When Will It Be Done? Part 2


Animation is as old as filmmaking itself. It is the same principle as motion picture photography — a series of stills captured or created, one frame at a time, and projected rapidly to creation motion. If fact, it’s much older. Even some prehistoric cave paintings hint at suggesting movement from stills.

Hand drawn animation thrived by the 1910s in the dawn of motion pictures. But as it grew more sophisticated, pioneers realized a basic problem with single drawings on a single layer. The feeling of depth so clearly discerned in live action was missing — the background (e.g. the moon in the sky) moves slowly compared to foreground objects (e.g. trees close to the camera) when camera is moved.

That led to the invention and development of the multi-plane camera — an animation camera using multiple layers of glass planes to allow animating foreground, midground and background elements individually, usually with three planes but sometimes as many as seven in later films by Walt Disney. Here’s the charming Disney explaining his multiplane animation in a short clip.

But this applied only to drawn animation and other non-photographic elements as creating photographs in layers was not attempted until computer processing of photographs became common.

The first times photo-animation with multi-plane camera techniques were used were in Liz Phair’s music video Down, directed by Rodney Ascher, and A Special Tree, directed by musician Giorgio Moroder, both made in 2001, more than a decade after the last mechanical multi-plane films.

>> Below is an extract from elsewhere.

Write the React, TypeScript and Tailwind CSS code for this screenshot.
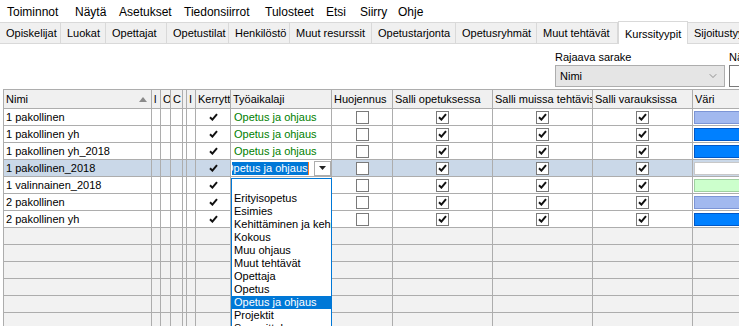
import { ChevronDown } from "lucide-react";

const menuItems = [
  { label: "Toiminnot", w: "w-[68px]" },
  { label: "Näytä", w: "w-[44px]" },
  { label: "Asetukset", w: "w-[65px]" },
  { label: "Tiedonsiirrot", w: "w-[81px]" },
  { label: "Tulosteet", w: "w-[61px]" },
  { label: "Etsi", w: "w-[34px]" },
  { label: "Siirry", w: "w-[38px]" },
  { label: "Ohje", w: "w-[40px]" },
];

const tabs = [
  { label: "Opiskelijat", w: "w-[61px]" },
  { label: "Luokat", w: "w-[45px]" },
  { label: "Opettajat", w: "w-[61px]" },
  { label: "Opetustilat", w: "w-[62px]" },
  { label: "Henkilöstö", w: "w-[61px]" },
  { label: "Muut resurssit", w: "w-[82px]" },
  { label: "Opetustarjonta", w: "w-[84px]" },
  { label: "Opetusryhmät", w: "w-[81px]" },
  { label: "Muut tehtävät", w: "w-[81px]" },
  { label: "Kurssityypit", w: "w-[70px]", active: true },
  { label: "Sijoitustyypit", w: "w-[90px]" },
];

// column widths include the right grid line
const cols = [
  { w: "w-[148px]", h: "Nimi" },
  { w: "w-[9px]", h: "l" },
  { w: "w-[10px]", h: "O" },
  { w: "w-[12px]", h: "C" },
  { w: "w-[4px]", h: "" },
  { w: "w-[9px]", h: "I" },
  { w: "w-[35px]", h: "Kerryttää" },
  { w: "w-[101px]", h: "Työaikalaji" },
  { w: "w-[61px]", h: "Huojennus" },
  { w: "w-[100px]", h: "Salli opetuksessa" },
  { w: "w-[100px]", h: "Salli muissa tehtävissä" },
  { w: "w-[100px]", h: "Salli varauksissa" },
  { w: "w-[120px]", h: "Väri" },
];

const swatches = {
  light: "bg-[#a2b9ef] border-[#7c95d6]",
  blue: "bg-[#0080ff] border-[#0058c8]",
  white: "bg-white border-[#c8c8c8]",
  green: "bg-[#ccffcc] border-[#a0d0a0]",
};

const rows: { name: string; color: keyof typeof swatches; selected?: boolean }[] = [
  { name: "1 pakollinen", color: "light" },
  { name: "1 pakollinen yh", color: "blue" },
  { name: "1 pakollinen yh_2018", color: "blue" },
  { name: "1 pakollinen_2018", color: "white", selected: true },
  { name: "1 valinnainen_2018", color: "green" },
  { name: "2 pakollinen", color: "light" },
  { name: "2 pakollinen yh", color: "blue" },
];

const listItems = [
  "",
  "Erityisopetus",
  "Esimies",
  "Kehittäminen ja kehitystyö",
  "Kokous",
  "Muu ohjaus",
  "Muut tehtävät",
  "Opettaja",
  "Opetus",
  "Opetus ja ohjaus",
  "Projektit",
  "Suunnittelu",
];

const Tick = () => (
  <svg width="9" height="8" viewBox="0 0 9 8">
    <path d="M1 4.2 L3.4 6.6 L8 1.2" fill="none" stroke="#111" strokeWidth="2" />
  </svg>
);

const CheckBox = ({ checked }: { checked: boolean }) => (
  <div className="w-[13px] h-[13px] border border-[#7a7a7a] bg-white flex items-center justify-center">
    {checked && <Tick />}
  </div>
);

const cell = "h-full shrink-0 border-r border-[#adadad] overflow-hidden whitespace-nowrap flex items-center";

export default function App() {
  return (
    <div className="w-[739px] h-[326px] overflow-hidden bg-white text-black font-['Liberation_Sans',Arial,sans-serif] relative">
      {/* Menu */}
      <div className="flex h-[22px] items-center pt-[2px] pl-[7px] text-[12px]">
        {menuItems.map((m) => (
          <div key={m.label} className={`${m.w} shrink-0`}>
            {m.label}
          </div>
        ))}
      </div>

      {/* Tabs */}
      <div className="flex h-[22px] items-end border-b border-[#d9d9d9] text-[11px]">
        {tabs.map((t) =>
          t.active ? (
            <div
              key={t.label}
              className={`${t.w} shrink-0 h-[23px] -mb-px bg-white border-x border-t border-[#d9d9d9] pl-[6px] pt-[4px]`}
            >
              {t.label}
            </div>
          ) : (
            <div
              key={t.label}
              className={`${t.w} shrink-0 h-[21px] bg-[#f0f0f0] border-r border-t border-[#d9d9d9] pl-[6px] flex items-center whitespace-nowrap overflow-hidden`}
            >
              {t.label}
            </div>
          )
        )}
      </div>

      {/* Filter */}
      <div className="flex h-[45px] pl-[555px] gap-[4px] text-[11px]">
        <div className="w-[170px] shrink-0 pt-[6px]">
          <div className="h-[14px] leading-[14px]">Rajaava sarake</div>
          <div className="mt-[1px] h-[22px] border border-[#adadad] bg-[#e5e5e5] flex items-center justify-between pl-[4px] pr-[5px]">
            <span>Nimi</span>
            <ChevronDown size={12} strokeWidth={1.2} className="text-[#555]" />
          </div>
        </div>
        <div className="w-[80px] shrink-0 pt-[6px]">
          <div className="h-[14px] leading-[14px]">Näytä</div>
          <div className="mt-[1px] h-[22px] border border-[#7a7a7a] bg-white" />
        </div>
      </div>

      {/* Grid */}
      <div className="ml-[3px] border-l border-t border-[#adadad] relative text-[11px]">
        <div className="flex h-[19px] border-b border-[#adadad] bg-[#f0f0f0]">
          {cols.map((c, i) => (
            <div key={i} className={`${c.w} ${cell} pl-[2px] ${i === 0 ? "justify-between pr-[4px]" : ""}`}>
              <span>{c.h}</span>
              {i === 0 && (
                <svg width="8" height="5" viewBox="0 0 8 5">
                  <path d="M0 5 L4 0 L8 5 Z" fill="#8a8a8a" />
                </svg>
              )}
            </div>
          ))}
        </div>

        {rows.map((r) => (
          <div
            key={r.name}
            className={`flex h-[17px] border-b border-[#adadad] ${r.selected ? "bg-[#cad8e8]" : "bg-white"}`}
          >
            <div className={`${cols[0].w} ${cell} pl-[2px]`}>{r.name}</div>
            <div className={`${cols[1].w} ${cell}`} />
            <div className={`${cols[2].w} ${cell}`} />
            <div className={`${cols[3].w} ${cell}`} />
            <div className={`${cols[4].w} ${cell}`} />
            <div className={`${cols[5].w} ${cell}`} />
            <div className={`${cols[6].w} ${cell} justify-center`}>
              <Tick />
            </div>
            {r.selected ? (
              <div className={`${cols[7].w} ${cell} bg-white pl-[1px]`}>
                <div className="w-[80px] h-[13px] overflow-hidden flex items-center">
                  <span className="-ml-[7px] bg-[#0078d7] text-white leading-[13px]">Opetus ja ohjaus</span>
                  <span className="w-px h-[13px] bg-[#ff7a1a] shrink-0" />
                </div>
                <div className="ml-[2px] w-[17px] h-[15px] border border-[#adadad] bg-white flex items-center justify-center">
                  <svg width="7" height="4" viewBox="0 0 7 4">
                    <path d="M0 0 L7 0 L3.5 4 Z" fill="#222" />
                  </svg>
                </div>
              </div>
            ) : (
              <div className={`${cols[7].w} ${cell} pl-[3px] text-[#008000]`}>Opetus ja ohjaus</div>
            )}
            <div className={`${cols[8].w} ${cell} justify-center`}>
              <CheckBox checked={false} />
            </div>
            <div className={`${cols[9].w} ${cell} justify-center`}>
              <CheckBox checked />
            </div>
            <div className={`${cols[10].w} ${cell} justify-center`}>
              <CheckBox checked />
            </div>
            <div className={`${cols[11].w} ${cell} justify-center`}>
              <CheckBox checked />
            </div>
            <div className={`${cols[12].w} ${cell} pl-[1px]`}>
              <div className={`w-[100px] h-[13px] border ${swatches[r.color]}`} />
            </div>
          </div>
        ))}

        {[0, 1, 2, 3, 4, 5, 6].map((n) => (
          <div key={n} className="flex h-[17px] border-b border-[#adadad] bg-[#f2f2f2]">
            {cols.map((c, i) => (
              <div key={i} className={`${c.w} ${cell}`} />
            ))}
          </div>
        ))}

        {/* Open dropdown list */}
        <div className="absolute left-[227px] top-[88px] w-[101px] h-[170px] border border-[#0078d7] bg-white z-10 overflow-hidden">
          {listItems.map((item, i) => (
            <div
              key={i}
              className={`h-[13px] leading-[13px] pl-[2px] whitespace-nowrap ${
                item === "Opetus ja ohjaus" ? "bg-[#0078d7] text-white" : ""
              }`}
            >
              {item}
            </div>
          ))}
        </div>
      </div>
    </div>
  );
}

Clearly they inspired the makers of The Kid Stays in the Picture, when Robert Evans provided access to his personal photographs but refused to be filmed. Adding multi-plane photo-animation to them allowed the filmmakers to create visually compelling footage instead of just a slide show.


There is a fundamental difference between drawn multi-plane animation and photography-based multi-plane animation: with the former you can simply draw in the overlapping parts of the image so that animating these layers at varying depths does not leave gaps or holes.

But with a photograph, even if you are careful to separate foreground, background, or even midground, into layers, even the slightest multi-plane depth will create holes where you have cut out the image, along with other problems. In those pioneering videos from the turn of this century, the artists made heavy liberal use of the clone and paint tools in Photoshop to fill out the layers to be able to mimic the beautiful moves in Disney’s glorious multi-plane masterpieces.

But due to the limits of a single photograph’s resolution, they could not create long moving shots like those in the Disney films or in In Saturn’s Rings.


I buried myself in everything on multi-plane animation techniques and quickly became adept at pulling off the best work I’d seen. I was ready to tackle Saturn. But as soon as I started I realized I had a giant problem with this gas giant.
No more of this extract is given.